Saat seseorang mendengarkan dengan baik, maka terciptalah lingkungan yang nyaman bagi pembicara untuk mengekspresikan diri. Hal ini membantu membangun hubungan yang lebih mendalam dan saling menghargai. Mendengarkan secara efektif juga memerlukan kesabaran, empati, dan kemampuan untuk memberikan tanggapan yang konstruktif.
Setiap keadaan, seni mendengarkan dapat menjadi alat yang efektif untuk menyelesaikan konflik, meningkatkan kerja sama, dan memperkuat komunikasi. Sehingga mendengarkan secara aktif akan membuat seseorang dapat menunjukkan bahwa kita sebagai pendengar menghargai pandangan orang lain dan bersedia memahami sudut pandang mereka yang pada akhirnya dapat memperkaya pengalaman dan pengetahuan diri sendiri.
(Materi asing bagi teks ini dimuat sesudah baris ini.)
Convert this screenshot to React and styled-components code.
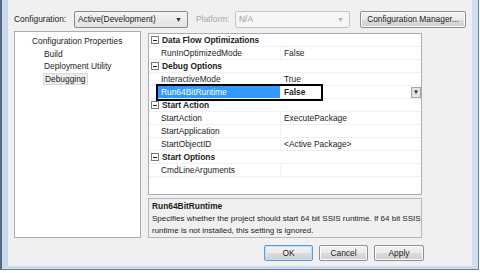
import React from 'react';
import styled, { createGlobalStyle } from 'styled-components';

const GlobalStyle = createGlobalStyle`
body {
  margin: 0;
  background: #ffffff;
  font-family: "Liberation Sans", Arial, sans-serif;
  font-size: 8.4px;
  color: #1c1c1c;
}
`

const Frame = styled.div`
width: 479px;
border-left: 2px solid #56687c;
border-right: 1px solid #6d7f92;
border-bottom: 1px solid #6d7f92;
box-sizing: border-box;
`

const Chrome = styled.div`
border-left: 6px solid #c7d9ec;
border-right: 6px solid #cddff0;
border-bottom: 3px solid #c9dbee;
`

const Dialog = styled.div`
height: 266px;
background: #f0f0f0;
padding: 10px 0 0 6px;
box-sizing: border-box;
display: flex;
flex-direction: column;
`

const TopBar = styled.div`
display: flex;
align-items: center;
height: 18px;
`

const Label = styled.span`
width: ${p => p.w}px;
color: ${p => (p.disabled ? '#a9a9a9' : '#1c1c1c')};
white-space: nowrap;
`

const Combo = styled.div`
width: ${p => p.w}px;
height: 17px;
box-sizing: border-box;
border: 1px solid ${p => (p.disabled ? '#c2c5c8' : '#8a8a8a')};
border-radius: 2px;
background: ${p => (p.disabled ? '#f6f6f6' : 'linear-gradient(#f4f4f4, #e3e3e3)')};
color: ${p => (p.disabled ? '#9a9a9a' : '#1c1c1c')};
display: flex;
align-items: center;
justify-content: space-between;
padding: 0 5px 0 3px;
margin-right: ${p => p.mr || 0}px;
`

const Caret = styled.span`
font-size: 7px;
color: ${p => (p.disabled ? '#b0b0b0' : '#333')};
`

const Button = styled.div`
width: ${p => p.w}px;
height: ${p => p.h || 16}px;
box-sizing: border-box;
border: 1px solid ${p => (p.primary ? '#5e9bd0' : '#8e8f8f')};
box-shadow: ${p => (p.primary ? 'inset 0 0 0 1px #bfe0f7' : 'inset 0 0 0 1px #fbfbfb')};
border-radius: 2px;
background: linear-gradient(#f2f2f2 0%, #ebebeb 50%, #dddddd 51%, #cfcfcf 100%);
display: flex;
align-items: center;
justify-content: center;
white-space: nowrap;
`

const Main = styled.div`
display: flex;
gap: 7px;
margin-top: 3px;
`

const Tree = styled.div`
width: 127px;
height: 207px;
box-sizing: border-box;
background: #ffffff;
border: 1px solid #a9acb1;
padding-top: 3px;
`

const TreeItem = styled.div`
height: 12.5px;
line-height: 12.5px;
padding-left: ${p => (p.child ? 29 : 17)}px;
`

const TreeText = styled.span`
padding: 0 1px;
background: ${p => (p.selected ? '#eeeeee' : 'transparent')};
outline: ${p => (p.selected ? '1px solid #dadada' : 'none')};
`

const Column = styled.div`
width: 274px;
padding-top: 2px;
display: flex;
flex-direction: column;
gap: 3px;
`

const Grid = styled.div`
position: relative;
height: 162px;
box-sizing: border-box;
background: #ffffff;
border: 1px solid #a9acb1;
`

const Row = styled.div`
display: grid;
grid-template-columns: 7px 124px 1fr;
height: 13px;
line-height: 12px;
border-bottom: 1px solid #edf0f5;
box-sizing: border-box;
`

const Gutter = styled.div`
display: flex;
align-items: center;
justify-content: flex-start;
padding-left: 2px;
`

const Toggle = styled.span`
position: relative;
flex: none;
width: 6px;
height: 6px;
border: 1px solid #7a7a7a;
background: #fff;
&::after {
  content: '';
  position: absolute;
  left: 1px;
  top: 2.5px;
  width: 4px;
  height: 1px;
  background: #222;
}
`

const Category = styled.div`
grid-column: 2 / 4;
font-weight: bold;
padding-left: 6px;
`

const Name = styled.div`
padding-left: 5px;
background: ${p => (p.selected ? '#3399ff' : 'transparent')};
color: ${p => (p.selected ? '#ffffff' : '#1c1c1c')};
white-space: nowrap;
`

const Value = styled.div`
display: flex;
align-items: center;
justify-content: space-between;
padding-left: 3px;
font-weight: ${p => (p.bold ? 'bold' : 'normal')};
border-left: 1px solid #f1f3f6;
white-space: nowrap;
`

const DropButton = styled.span`
width: 10px;
height: 11px;
box-sizing: border-box;
border: 1px solid #a6a6a6;
background: #e4e4e4;
font-size: 6px;
display: flex;
align-items: center;
justify-content: center;
color: #222;
`

const Highlight = styled.div`
position: absolute;
left: 7px;
top: 50px;
width: 167px;
height: 17px;
box-sizing: border-box;
border: 2px solid #000000;
pointer-events: none;
`

const Description = styled.div`
height: 40px;
box-sizing: border-box;
border: 1px solid #b4b7bb;
background: #f0f0f0;
padding: 1px 3px;
line-height: 12px;
font-size: 8px;
white-space: nowrap;
`

const DescTitle = styled.div`
font-weight: bold;
font-size: 8.4px;
margin-bottom: 1px;
`

const Footer = styled.div`
display: flex;
justify-content: flex-end;
gap: 6px;
margin-top: 7px;
padding-right: 48px;
`

const rows = [
  { cat: 'Data Flow Optimizations' },
  { name: 'RunInOptimizedMode', value: 'False' },
  { cat: 'Debug Options' },
  { name: 'InteractiveMode', value: 'True' },
  { name: 'Run64BitRuntime', value: 'False', selected: true },
  { cat: 'Start Action' },
  { name: 'StartAction', value: 'ExecutePackage' },
  { name: 'StartApplication', value: '' },
  { name: 'StartObjectID', value: '<Active Package>' },
  { cat: 'Start Options' },
  { name: 'CmdLineArguments', value: '' },
];

function App() {
  return (
    <>
      <GlobalStyle />
      <Frame>
        <Chrome>
          <Dialog>
            <TopBar>
              <Label w={60}>Configuration:</Label>
              <Combo w={114} mr={8}>
                <span>Active(Development)</span>
                <Caret>▼</Caret>
              </Combo>
              <Label w={39} disabled>Platform:</Label>
              <Combo w={115} mr={10} disabled>
                <span>N/A</span>
                <Caret disabled>▼</Caret>
              </Combo>
              <Button w={106} h={17}>Configuration Manager...</Button>
            </TopBar>

            <Main>
              <Tree>
                <TreeItem>Configuration Properties</TreeItem>
                <TreeItem child>Build</TreeItem>
                <TreeItem child>Deployment Utility</TreeItem>
                <TreeItem child><TreeText selected>Debugging</TreeText></TreeItem>
              </Tree>

              <Column>
                <Grid>
                  {rows.map((r, i) =>
                    r.cat ? (
                      <Row key={i}>
                        <Gutter><Toggle /></Gutter>
                        <Category>{r.cat}</Category>
                      </Row>
                    ) : (
                      <Row key={i}>
                        <Gutter />
                        <Name selected={r.selected}>{r.name}</Name>
                        <Value bold={r.selected}>
                          <span>{r.value}</span>
                          {r.selected && <DropButton>▼</DropButton>}
                        </Value>
                      </Row>
                    )
                  )}
                  <Highlight />
                </Grid>
                <Description>
                  <DescTitle>Run64BitRuntime</DescTitle>
                  <div>Specifies whether the project should start 64 bit SSIS runtime. If 64 bit SSIS</div>
                  <div>runtime is not installed, this setting is ignored.</div>
                </Description>
              </Column>
            </Main>

            <Footer>
              <Button w={49} primary>OK</Button>
              <Button w={49}>Cancel</Button>
              <Button w={50}>Apply</Button>
            </Footer>
          </Dialog>
        </Chrome>
      </Frame>
    </>
  );
}

export default App;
Dalam kaligrafi Tiongkok, istilah komunikasi diartikan sebagai seni mendengarkan. Terdapat elemen telinga untuk mendengar, mata untuk melihat, dan hati yang peduli. Semua elemen ini membentuk kesatuan yang sempurna dan tidak terpisahkan. Seseorang yang mampu mendengarkan dengan baik akan seperti raja yang dapat mengendalikan situasi. Kita belajar melalui mendengarkan dan akan lebih disukai serta menjadi lebih bijaksana bukan saat berbicara, tetapi saat mendengarkan (Stephen, 2018).
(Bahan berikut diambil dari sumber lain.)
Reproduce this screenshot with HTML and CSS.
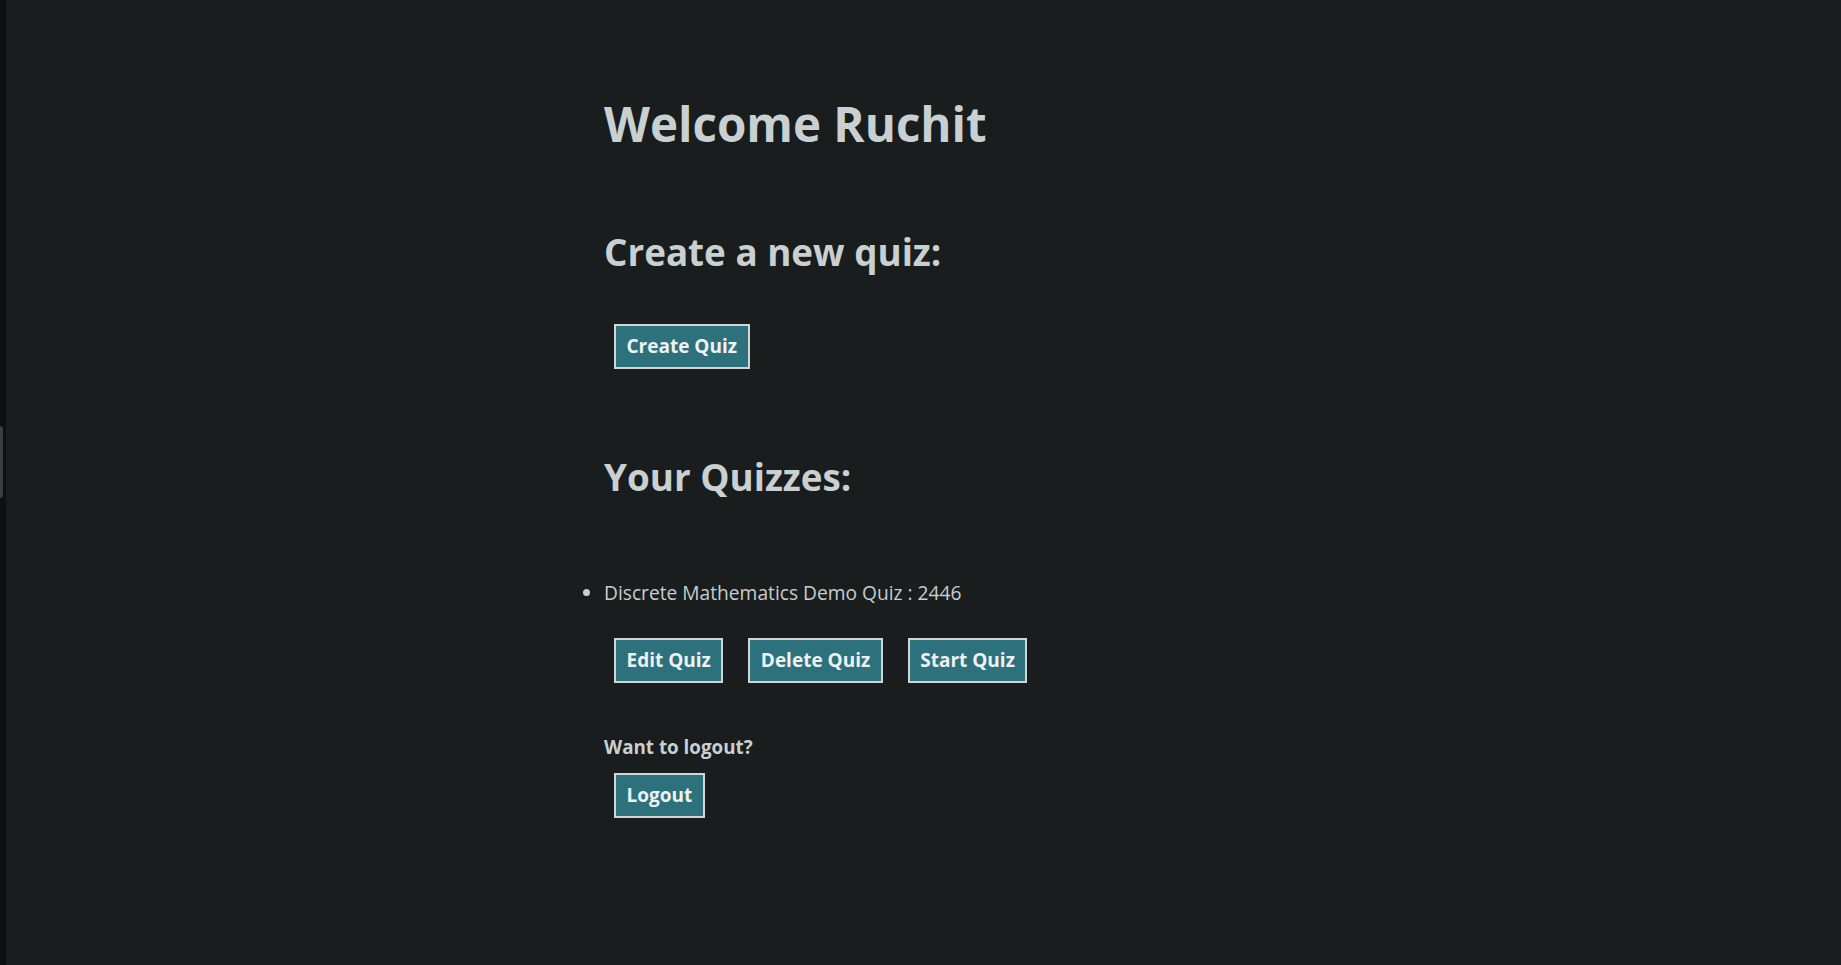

Kesimpulannya adalah bahwa kombinasi antara pembicara dan pendengar bersifat dinamis. Berbicara adalah cara seseorang mempertahankan sudut pandangnya, sementara mendengarkan adalah proses untuk memahami sudut pandang orang lain. Oleh karena itu, dalam komunikasi diperlukan adanya keseimbangan antara berbicara dan mendengarkan.